Monday, June 13, 2011

Grilled Swiss with Tomato on White Bread

Grilled cheese - swiss, grilled tomato with herbs, white bread.
In my previous discussions about grilled cheese, I try to point out how easy it is to forget the importance of the quality of the bread. Here, I throw that idea out the window, and make the cheapest, most basic, store bought sliced bread into something special...
I'm talking about generic, store bought white bread. No, not even that popular brand we all ate when I was a kid, I'm going with the really cheap store brand here. When you grill this kind of white bread, most of it's structure just collapses in on itself, and you're left with the crust you've formed on the outside from the heat of the grill, ans a thin layer of damp mush between the crunchy surface and whatever molten cheese concoction is inside.

For this sandwich, despite the fact that I love a quality bread that develops more crunch, and keeps it's body, the collapsing properties of cheap white bread worked to my advantage. I was stuffing quite a bit of molten cheese and thick tomato slices- so the bread forms almost a shell that can contain the hot slush of cheese and tomato within.

I started this sandwich with two large, thick slices of tomato. I like to grill my tomato so it develops a little brown char, boils off some of it's excess moisture, and begins to break down into almost a tomato paste. Just for kicks, as I do this, I'll also coat the tomato slices with a little mix of italian herbs- basil, oregano, thyme, etc...

Meanwhile, I'll start grilling two slices of the fore-mentioned cheap white bread slathered in butter. As the slices grill, I'll layer on about two slices of swiss cheese on each side. Once the tomatoes are ready, I'll drop one slice on each side, and wait for the bread to finish developing it's crust. When you assemble the sandwich, and cut into it, the tomato should almost lose it's structure, and almost combine with the melted cheese.

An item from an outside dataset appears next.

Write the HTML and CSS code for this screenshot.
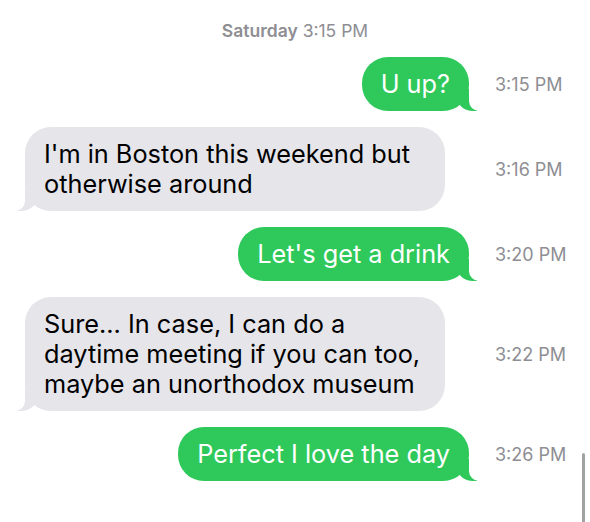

From a flavor perspective, the sweet/acid from the tomato acts as a great counterpoint to the sharpness of the swiss cheese, and the perfume of the herbs will hit your nose as you sink your teeth in (and try to avoid nasty cheese burns!). Swiss cheese is more viscous and clingy when melted than the typical american cheese, so it ends up forming some of the structure to hold together the "mushier" grilled tomato, and insulates the bread from the liquids in the tomato. The bread forms a thin crunchy shell barely containing the molten mass within- a bite through means a minor explosion of gooey cheese and tomato every time.